Testing Doneness Without Guesswork
A quick-read thermometer beats guesswork. Push the probe sideways into the thickest part near the bone, not along the bone itself. If the display reads 165°F, you’re set. If it stalls a few degrees shy, give the tray another five minutes and check again. The skin will keep crisping while the center finishes.
Dialing Rice Texture To Your Liking
Think of liquid as your texture knob. If you like grains that separate, stay close to 1 3/4 cups liquid per cup of long-grain rice and keep the pan uncovered. If you want softer spoonable rice, nudge the liquid up by a few tablespoons and tent the pan for the last stretch. Keep notes on your oven and pan, then repeat what you like.
Serving Ideas And Quick Add-Ons
Keep sides crisp. A crunchy salad, sliced cucumbers, or roasted green beans balance the tray’s richness. Stir a handful of peas into the rice at the end for color. A dollop of yogurt with lemon tastes great on the chicken.
Leftovers, Storage, And Reheat
Cool the tray fast by portioning into shallow containers. Chill within two hours. Reheat covered in a low oven or in the microwave until it is hot throughout. A splash of stock brings the rice back to life. Freeze portions if you won’t eat them within a few days.

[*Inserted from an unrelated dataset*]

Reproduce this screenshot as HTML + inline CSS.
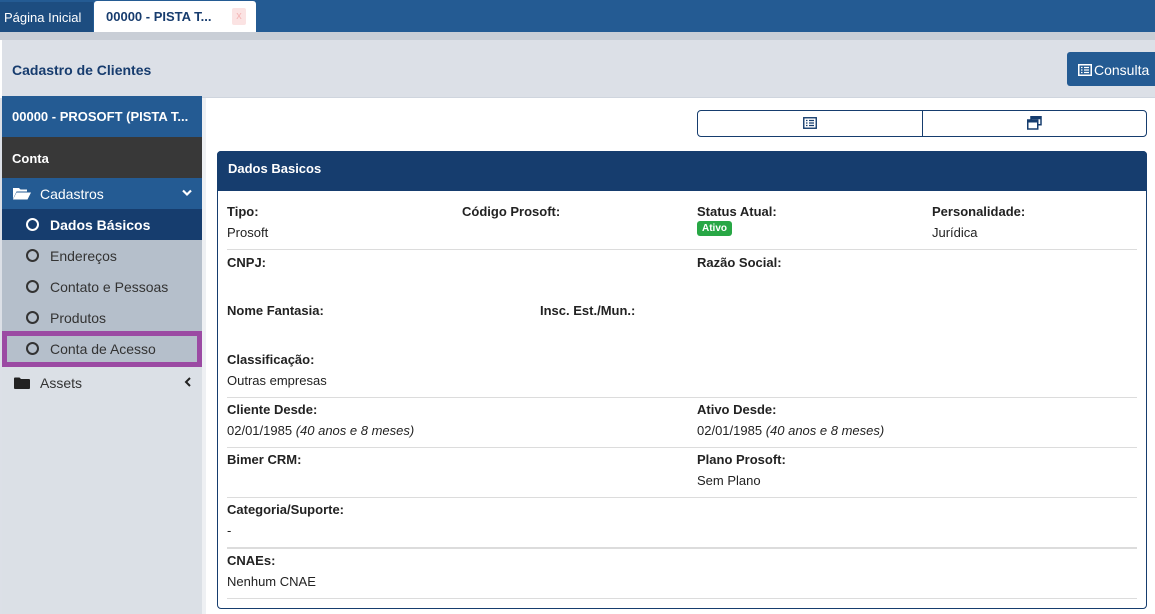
<!DOCTYPE html>
<html><head><meta charset="utf-8"><style>
*{box-sizing:border-box;margin:0;padding:0}
body{width:1155px;height:614px;overflow:hidden;background:#fff;font-family:"Liberation Sans",sans-serif;font-size:13px;color:#222;position:relative}
.a{position:absolute}
.lab{position:absolute;font-weight:bold;font-size:13px;color:#222}
.val{position:absolute;font-size:13px;color:#222}
.hr{position:absolute;left:227px;width:910px;height:1px;background:#dcdcdc}
.side{position:absolute;left:2px;width:200px;color:#fff;font-size:13px}
.circ{position:absolute;left:24px;width:13px;height:13px;border:2.2px solid #333;border-radius:50%}
</style></head><body>
<div class="a" style="left:0;top:0;width:1155px;height:32px;background:#245b93"></div>
<div class="a" style="left:0;top:2px;width:93px;height:30px;background:#1d4d80;color:#fff;padding:8px 0 0 4px;font-size:13px">Página Inicial</div>
<div class="a" style="left:94px;top:1px;width:162px;height:31px;background:#fff;border-radius:3px 3px 0 0;padding:8px 0 0 12px;font-weight:bold;color:#173c6e;font-size:13px">00000 - PISTA T...</div>
<div class="a" style="left:232px;top:8px;width:14px;height:17px;background:#fbe3e3;border-radius:2px;color:#f4b5b5;font-size:11px;text-align:center;line-height:17px">x</div>
<div class="a" style="left:0;top:32px;width:1155px;height:8px;background:#c9ced6"></div>
<div class="a" style="left:2px;top:40px;width:1153px;height:58px;background:#dce0e7;border-bottom:1px solid #cfd5de"></div>
<div class="a" style="left:12px;top:62px;font-weight:bold;color:#173c6e;font-size:14px">Cadastro de Clientes</div>
<div class="a" style="left:1067px;top:52px;width:88px;height:34px;background:#245b93;border-radius:3px 0 0 3px;color:#fff;padding:10px 0 0 11px;font-size:14px">
<svg width="14" height="12" style="vertical-align:-1px;margin-right:2px" viewBox="0 0 14 12"><rect x="0.75" y="0.75" width="12.5" height="10.5" fill="none" stroke="#fff" stroke-width="1.5"/><path d="M3 3.5h1.5M3 6h1.5M3 8.5h1.5M6 3.5h5M6 6h5M6 8.5h5" stroke="#fff" stroke-width="1.3"/></svg>Consulta</div>
<div class="a" style="left:0;top:98px;width:2px;height:516px;background:#dce0e7"></div>
<div class="a" style="left:2px;top:96px;width:200px;height:518px;background:#dbe0e6"></div>
<div class="a" style="left:202px;top:98px;width:4px;height:516px;background:#eef0f3"></div>
<div class="side" style="top:96px;height:41px;background:#245b93;font-weight:bold;padding:13px 0 0 10px">00000 - PROSOFT (PISTA T...</div>
<div class="side" style="top:137px;height:41px;background:#383838;font-weight:bold;padding:14px 0 0 10px">Conta</div>
<div class="side" style="top:178px;height:31px;background:#245b93;padding:8px 0 0 38px;font-size:14px">Cadastros
<svg class="a" style="left:11px;top:9px" width="18" height="13" viewBox="0 0 18 13"><path d="M0 1h6l1.5 1.5H14v2H3.5L0 12z" fill="#fff"/><path d="M3.5 5.5H18L14.5 12.5H0z" fill="#fff"/></svg>
<svg class="a" style="left:180px;top:11px" width="10" height="8" viewBox="0 0 10 8"><path d="M1 1.5l4 4 4-4" stroke="#fff" stroke-width="2.2" fill="none"/></svg></div>
<div class="side" style="top:209px;height:31px;background:#163d6e;font-weight:bold;padding:8px 0 0 48px;font-size:14px">Dados Básicos<div class="circ" style="top:9px;border-color:#fff"></div></div>
<div class="side" style="top:240px;height:93px;background:#b5bfcb"></div>
<div class="side" style="top:240px;height:31px;color:#333;padding:8px 0 0 48px;font-size:14px">Endereços<div class="circ" style="top:9px"></div></div>
<div class="side" style="top:271px;height:31px;color:#333;padding:8px 0 0 48px;font-size:14px">Contato e Pessoas<div class="circ" style="top:9px"></div></div>
<div class="side" style="top:302px;height:31px;color:#333;padding:8px 0 0 48px;font-size:14px">Produtos<div class="circ" style="top:9px"></div></div>
<div class="side" style="top:331px;height:36px;background:#b5bfcb;border:5px solid #9b4aa3;color:#333;padding:5px 0 0 43px;font-size:14px">Conta de Acesso<div class="circ" style="top:6px;left:19px"></div></div>
<div class="side" style="top:367px;height:32px;color:#333;padding:8px 0 0 38px;font-size:14px">Assets
<svg class="a" style="left:12px;top:10px" width="16" height="12" viewBox="0 0 16 12"><path d="M0 1.5Q0 0.5 1 0.5h4.5l1.5 1.5h8q1 0 1 1V11q0 1-1 1H1q-1 0-1-1z" fill="#222"/></svg>
<svg class="a" style="left:182px;top:10px" width="8" height="10" viewBox="0 0 8 10"><path d="M6 1L2 5l4 4" stroke="#222" stroke-width="2" fill="none"/></svg></div>

<div class="a" style="left:697px;top:110px;width:450px;height:27px;border:1px solid #163d6e;border-radius:4px"></div>
<div class="a" style="left:922px;top:110px;width:1px;height:27px;background:#163d6e"></div>
<svg class="a" style="left:803px;top:117px" width="14" height="12" viewBox="0 0 14 12"><rect x="0.75" y="0.75" width="12.5" height="10.5" fill="none" stroke="#163d6e" stroke-width="1.4"/><path d="M3 3.5h1.5M3 6h1.5M3 8.5h1.5M6 3.5h5M6 6h5M6 8.5h5" stroke="#163d6e" stroke-width="1.2"/></svg>
<svg class="a" style="left:1027px;top:116px" width="15" height="14" viewBox="0 0 15 14"><rect x="4" y="0.75" width="10" height="8" fill="none" stroke="#163d6e" stroke-width="1.5"/><rect x="0.75" y="4" width="10" height="9" fill="#fff" stroke="#163d6e" stroke-width="1.5"/><rect x="0.75" y="4" width="10" height="2.5" fill="#163d6e"/><rect x="4" y="0.75" width="10" height="2.5" fill="#163d6e"/></svg>

<div class="a" style="left:217px;top:151px;width:930px;height:458px;border:1px solid #163d6e;border-radius:4px"></div>
<div class="a" style="left:217px;top:151px;width:930px;height:40px;background:#163d6e;border-radius:4px 4px 0 0;color:#fff;font-weight:bold;padding:10px 0 0 11px">Dados Basicos</div>

<div class="lab" style="left:227px;top:204px">Tipo:</div><div class="val" style="left:227px;top:225px">Prosoft</div>
<div class="lab" style="left:462px;top:204px">Código Prosoft:</div>
<div class="lab" style="left:697px;top:204px">Status Atual:</div>
<div class="a" style="left:697px;top:221px;width:35px;height:15px;background:#28a745;border-radius:3px;color:#fff;font-size:10px;font-weight:bold;text-align:center;line-height:15px">Ativo</div>
<div class="lab" style="left:932px;top:204px">Personalidade:</div><div class="val" style="left:932px;top:225px">Jurídica</div>
<div class="hr" style="top:249px"></div>
<div class="lab" style="left:227px;top:255px">CNPJ:</div>
<div class="lab" style="left:697px;top:255px">Razão Social:</div>
<div class="lab" style="left:227px;top:303px">Nome Fantasia:</div>
<div class="lab" style="left:540px;top:303px">Insc. Est./Mun.:</div>
<div class="lab" style="left:227px;top:352px">Classificação:</div><div class="val" style="left:227px;top:373px">Outras empresas</div>
<div class="hr" style="top:397px"></div>
<div class="lab" style="left:227px;top:402px">Cliente Desde:</div><div class="val" style="left:227px;top:423px">02/01/1985 <i>(40 anos e 8 meses)</i></div>
<div class="lab" style="left:697px;top:402px">Ativo Desde:</div><div class="val" style="left:697px;top:423px">02/01/1985 <i>(40 anos e 8 meses)</i></div>
<div class="hr" style="top:447px"></div>
<div class="lab" style="left:227px;top:452px">Bimer CRM:</div>
<div class="lab" style="left:697px;top:452px">Plano Prosoft:</div><div class="val" style="left:697px;top:473px">Sem Plano</div>
<div class="hr" style="top:497px"></div>
<div class="lab" style="left:227px;top:502px">Categoria/Suporte:</div><div class="val" style="left:227px;top:523px">-</div>
<div class="hr" style="top:547px;height:2px"></div>
<div class="lab" style="left:227px;top:553px">CNAEs:</div><div class="val" style="left:227px;top:574px">Nenhum CNAE</div>
<div class="hr" style="top:598px"></div>
</body></html>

FAQ-Free Notes The Cook Actually Needs
Rinsing The Rice
Rinsing removes surface starch and fine dust so the grains cook fluffy, not gluey. Swish under cold water until it runs clear.
Salt Levels
Stocks vary. Taste your stock. If it tastes salty, cut back on added salt and finish with lemon instead.
Vegetable Add-Ins
Quick-cooking vegetables can ride along. Scatter sliced peppers or thin carrots over the rice before the chicken goes on. Skip dense cubes that need longer time.
Make It A Meal Prep Tray
Double the rice and stock, and add two more thighs in a larger pan. Keep the rice layer shallow so it doesn’t steam heavy. Portion after the rest.
Recap: What Makes Baked Chicken On Rice Work
baked chicken on rice delivers crisp chicken, plush grains, and weeknight ease. Good seasoning, hot stock, and smart pan choice do the heavy lifting. Once you learn the rhythm, you can riff without losing the core technique. Serve hot.